Exercise ▸
Where the data below has the string "TypeScript", return the whole line.

Data listing ▸
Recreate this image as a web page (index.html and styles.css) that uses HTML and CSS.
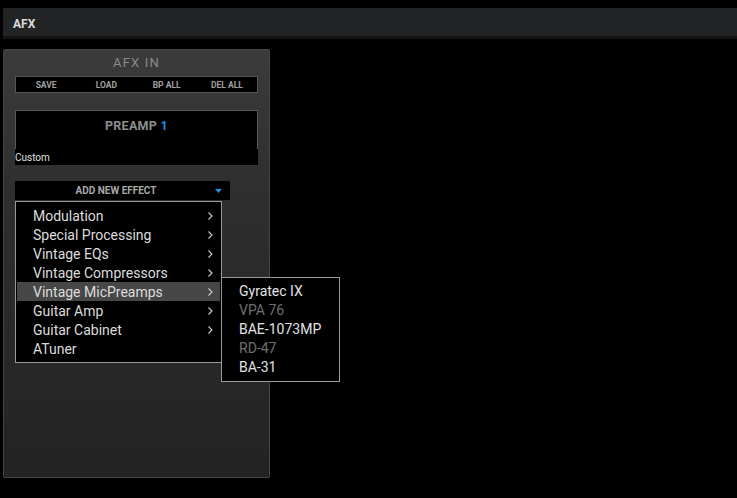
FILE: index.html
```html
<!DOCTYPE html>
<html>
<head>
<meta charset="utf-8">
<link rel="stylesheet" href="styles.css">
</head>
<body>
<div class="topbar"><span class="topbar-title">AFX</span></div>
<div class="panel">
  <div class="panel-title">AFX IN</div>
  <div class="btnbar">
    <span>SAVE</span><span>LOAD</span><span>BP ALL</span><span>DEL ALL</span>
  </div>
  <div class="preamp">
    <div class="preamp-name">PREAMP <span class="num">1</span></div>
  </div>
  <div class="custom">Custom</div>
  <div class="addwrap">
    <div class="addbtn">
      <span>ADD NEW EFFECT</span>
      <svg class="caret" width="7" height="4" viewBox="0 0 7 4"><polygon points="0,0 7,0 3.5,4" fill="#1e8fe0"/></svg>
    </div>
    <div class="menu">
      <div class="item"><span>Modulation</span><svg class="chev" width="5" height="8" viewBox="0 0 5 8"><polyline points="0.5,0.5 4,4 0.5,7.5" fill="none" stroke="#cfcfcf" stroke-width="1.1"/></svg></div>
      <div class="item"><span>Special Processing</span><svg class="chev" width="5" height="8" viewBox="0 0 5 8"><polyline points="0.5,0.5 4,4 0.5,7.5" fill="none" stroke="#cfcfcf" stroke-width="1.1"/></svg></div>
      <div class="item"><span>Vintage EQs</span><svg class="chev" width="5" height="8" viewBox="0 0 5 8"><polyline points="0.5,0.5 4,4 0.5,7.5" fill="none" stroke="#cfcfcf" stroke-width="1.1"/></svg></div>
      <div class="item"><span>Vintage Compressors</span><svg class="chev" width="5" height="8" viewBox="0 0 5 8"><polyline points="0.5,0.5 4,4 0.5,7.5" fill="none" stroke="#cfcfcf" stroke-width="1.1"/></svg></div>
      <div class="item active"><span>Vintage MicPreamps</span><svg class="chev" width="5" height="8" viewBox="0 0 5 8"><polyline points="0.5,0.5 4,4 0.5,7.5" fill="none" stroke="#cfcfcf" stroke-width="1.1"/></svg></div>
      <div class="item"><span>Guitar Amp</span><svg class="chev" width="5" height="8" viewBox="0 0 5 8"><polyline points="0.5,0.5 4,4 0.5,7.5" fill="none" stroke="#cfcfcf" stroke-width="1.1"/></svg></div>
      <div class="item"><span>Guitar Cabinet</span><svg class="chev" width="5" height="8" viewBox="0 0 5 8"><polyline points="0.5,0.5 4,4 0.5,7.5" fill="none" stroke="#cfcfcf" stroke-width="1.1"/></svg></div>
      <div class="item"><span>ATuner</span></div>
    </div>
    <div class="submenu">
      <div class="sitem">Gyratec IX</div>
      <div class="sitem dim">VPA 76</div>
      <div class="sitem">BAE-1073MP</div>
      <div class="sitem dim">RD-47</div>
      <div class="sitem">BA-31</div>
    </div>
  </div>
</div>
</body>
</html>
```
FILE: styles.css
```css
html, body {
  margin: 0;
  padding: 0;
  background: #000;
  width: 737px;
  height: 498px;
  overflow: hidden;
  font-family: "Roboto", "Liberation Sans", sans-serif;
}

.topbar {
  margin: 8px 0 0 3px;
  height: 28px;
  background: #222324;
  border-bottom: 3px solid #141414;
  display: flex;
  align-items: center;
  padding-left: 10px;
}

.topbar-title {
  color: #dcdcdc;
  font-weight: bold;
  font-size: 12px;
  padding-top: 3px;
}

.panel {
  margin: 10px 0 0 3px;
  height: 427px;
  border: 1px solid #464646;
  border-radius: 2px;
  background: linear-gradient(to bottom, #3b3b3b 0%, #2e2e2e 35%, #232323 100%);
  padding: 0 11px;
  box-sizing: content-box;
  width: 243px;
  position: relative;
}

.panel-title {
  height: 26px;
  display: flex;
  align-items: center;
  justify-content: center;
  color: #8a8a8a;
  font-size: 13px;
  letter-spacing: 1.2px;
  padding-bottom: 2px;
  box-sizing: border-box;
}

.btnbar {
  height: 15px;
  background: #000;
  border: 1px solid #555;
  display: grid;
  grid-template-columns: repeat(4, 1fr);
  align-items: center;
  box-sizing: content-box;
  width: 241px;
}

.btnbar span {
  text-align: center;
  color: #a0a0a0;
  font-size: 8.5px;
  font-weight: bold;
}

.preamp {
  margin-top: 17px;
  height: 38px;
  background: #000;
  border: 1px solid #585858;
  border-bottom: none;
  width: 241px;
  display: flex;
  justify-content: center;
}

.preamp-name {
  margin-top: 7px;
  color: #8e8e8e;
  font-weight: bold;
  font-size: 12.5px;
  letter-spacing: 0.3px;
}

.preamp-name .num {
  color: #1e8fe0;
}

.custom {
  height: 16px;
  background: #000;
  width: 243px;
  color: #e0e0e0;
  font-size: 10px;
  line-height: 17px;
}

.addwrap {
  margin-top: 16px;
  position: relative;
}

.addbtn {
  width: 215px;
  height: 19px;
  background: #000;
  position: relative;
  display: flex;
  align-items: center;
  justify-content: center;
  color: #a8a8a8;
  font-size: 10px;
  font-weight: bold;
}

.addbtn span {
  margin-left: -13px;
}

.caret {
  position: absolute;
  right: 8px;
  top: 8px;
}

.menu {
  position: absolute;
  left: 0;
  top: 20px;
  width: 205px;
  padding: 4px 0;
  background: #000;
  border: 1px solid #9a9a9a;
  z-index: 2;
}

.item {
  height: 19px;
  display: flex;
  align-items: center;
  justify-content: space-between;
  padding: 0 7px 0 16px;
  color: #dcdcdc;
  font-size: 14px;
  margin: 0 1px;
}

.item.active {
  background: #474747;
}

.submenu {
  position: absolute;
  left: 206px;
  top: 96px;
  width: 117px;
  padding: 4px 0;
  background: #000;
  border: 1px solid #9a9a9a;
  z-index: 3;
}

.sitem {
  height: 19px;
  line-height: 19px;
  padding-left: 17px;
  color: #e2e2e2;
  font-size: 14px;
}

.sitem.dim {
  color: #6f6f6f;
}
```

...

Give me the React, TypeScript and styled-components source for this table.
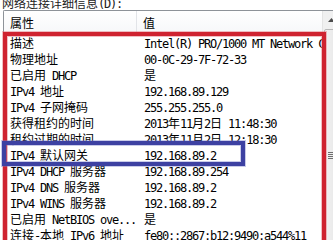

* * *

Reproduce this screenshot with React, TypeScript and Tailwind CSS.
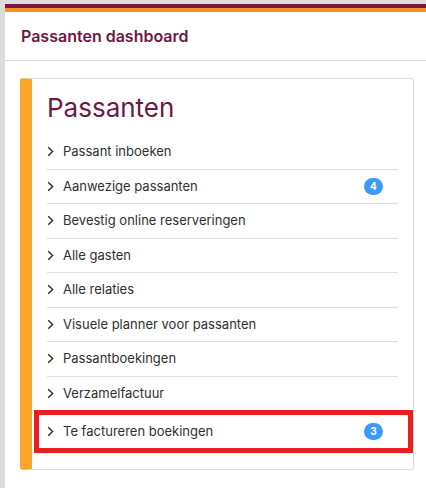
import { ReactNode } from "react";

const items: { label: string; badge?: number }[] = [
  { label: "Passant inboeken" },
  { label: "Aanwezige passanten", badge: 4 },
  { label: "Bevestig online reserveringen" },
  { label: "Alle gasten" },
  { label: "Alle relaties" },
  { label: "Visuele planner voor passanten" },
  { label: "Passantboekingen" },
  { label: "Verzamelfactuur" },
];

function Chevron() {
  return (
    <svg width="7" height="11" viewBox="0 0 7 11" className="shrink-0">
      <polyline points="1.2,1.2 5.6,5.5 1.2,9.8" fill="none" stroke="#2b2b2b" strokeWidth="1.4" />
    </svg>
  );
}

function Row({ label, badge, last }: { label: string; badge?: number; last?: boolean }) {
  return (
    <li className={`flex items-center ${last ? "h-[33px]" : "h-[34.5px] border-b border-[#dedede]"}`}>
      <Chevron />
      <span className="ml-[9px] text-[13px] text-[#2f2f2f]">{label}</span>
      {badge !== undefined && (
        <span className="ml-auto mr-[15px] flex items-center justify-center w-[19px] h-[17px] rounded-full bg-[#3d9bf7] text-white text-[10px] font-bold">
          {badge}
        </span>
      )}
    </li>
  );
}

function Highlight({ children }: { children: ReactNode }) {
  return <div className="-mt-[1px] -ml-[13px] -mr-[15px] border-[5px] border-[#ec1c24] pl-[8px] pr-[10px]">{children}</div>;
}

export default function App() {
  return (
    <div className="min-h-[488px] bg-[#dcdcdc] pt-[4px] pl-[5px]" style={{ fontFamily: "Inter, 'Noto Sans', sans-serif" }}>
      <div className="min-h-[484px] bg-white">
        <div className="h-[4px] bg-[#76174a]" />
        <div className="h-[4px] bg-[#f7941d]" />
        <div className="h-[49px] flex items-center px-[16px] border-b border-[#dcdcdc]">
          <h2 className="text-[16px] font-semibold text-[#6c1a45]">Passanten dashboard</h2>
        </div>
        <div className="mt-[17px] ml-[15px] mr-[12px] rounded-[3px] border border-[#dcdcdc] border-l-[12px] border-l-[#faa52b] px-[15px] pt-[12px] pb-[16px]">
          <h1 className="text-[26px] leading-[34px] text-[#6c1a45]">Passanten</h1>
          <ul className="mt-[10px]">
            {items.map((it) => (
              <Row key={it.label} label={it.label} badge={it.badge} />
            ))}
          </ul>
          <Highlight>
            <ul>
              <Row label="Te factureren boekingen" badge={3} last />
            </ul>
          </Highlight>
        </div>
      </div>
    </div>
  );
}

Reply to the task ▸
Give me the React, TypeScript and styled-components source for this table.
Reproduce this screenshot with React, TypeScript and Tailwind CSS.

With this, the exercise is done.